Microsoft Teams、Zoomでスクリーンシェア時のCPU利用率比較

(NVIDIA調査:インテルXeon Gold 61454 CPU @ 3.0GHz、NV IDIA vPCソフトウェア、VMware ESXi6.7 Update3、VMware Horizon 7、ホスト/ゲストドライバー442.06、VM構成、Win10 (1909)、2vCPU、4GBメモリ、T4-1B、VMware Blast Protocolを使用してテスト。テストワークフローには、pptxプレゼンテーションを含むスクリーンシェアの表示とスライドのスクロールが実施)

エンジニアリングワークステーションのVDI化

さらにVMware HorizonとNVIDIA vGPUの組み合わせによって実現するのが、エンジニアリングワークステーションのVDI化です。3D CADやCG・アニメーションなど、グラフィックスを多用するアプリケーションを利用するうえで必須となるのがエンジニアリングワークステーションですが、非常に高価であることから、その導入は重い負担となっていました。
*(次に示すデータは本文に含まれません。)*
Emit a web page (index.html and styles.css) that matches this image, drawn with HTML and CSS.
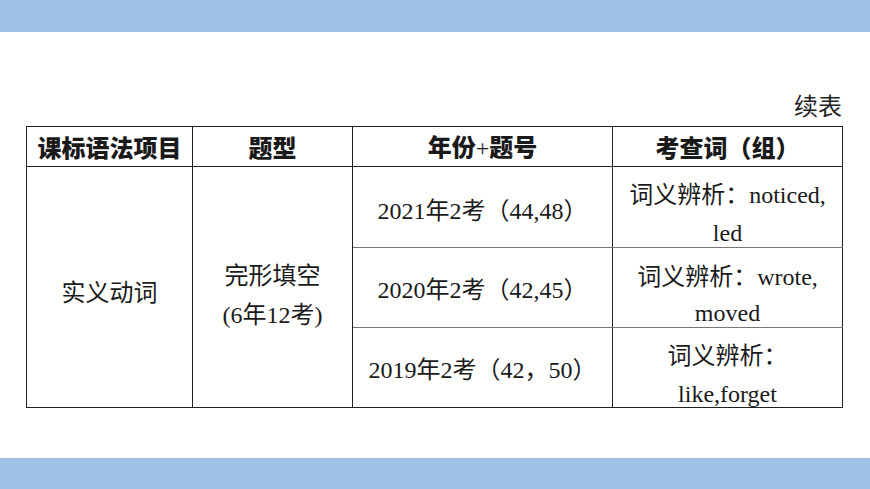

これに対してVMware Horizon+NVIDIA vGPUによるVDIであれば、エンジニアリングワークステーションのパワーをエンジニアのみならず、映像編集やCG/アニメーション制作を行っているクリエイティブ部門、AI活用を進めるマーケティング部門など、より容易に組織全体に行きわたらせることが可能となります。
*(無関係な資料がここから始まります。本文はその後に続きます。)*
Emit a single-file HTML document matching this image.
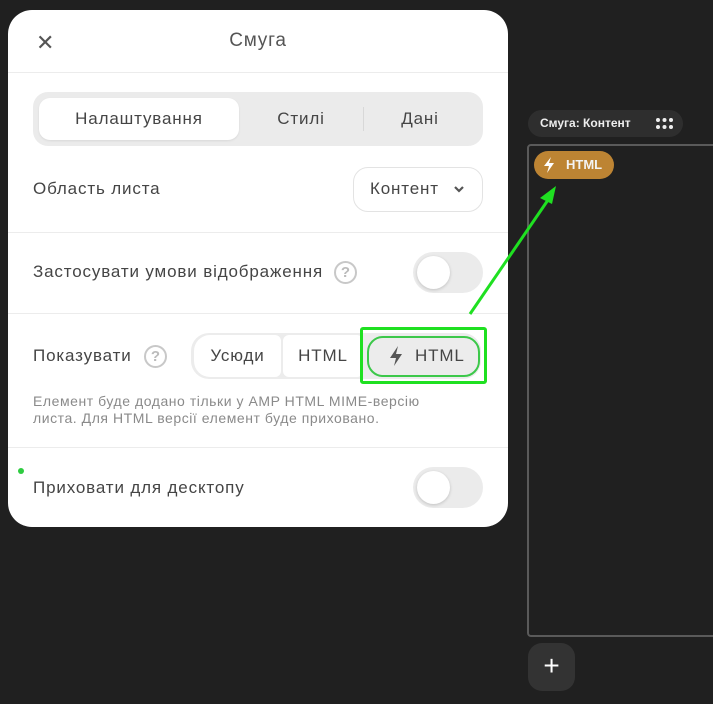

また、国土交通省が主導する「i-Construction(アイ・コンストラクション)」という政策のもと、建設業界で導入が進むBIM(Building Information Modeling)やCIM(Construction Information Modeling)といった3Dモデリングにも、VMware Horizon+NVIDIA vGPUによるVDIは対応することができます。

ノートPCやタブレットなど多様な端末を利用できるVDIならでは、自宅や会議室はもとより、工場や建設現場などの過酷な環境にエンジニアリングワークステーションのパワーを持ち込めることもVMware Horizon+NVIDIA vGPUのメリットです。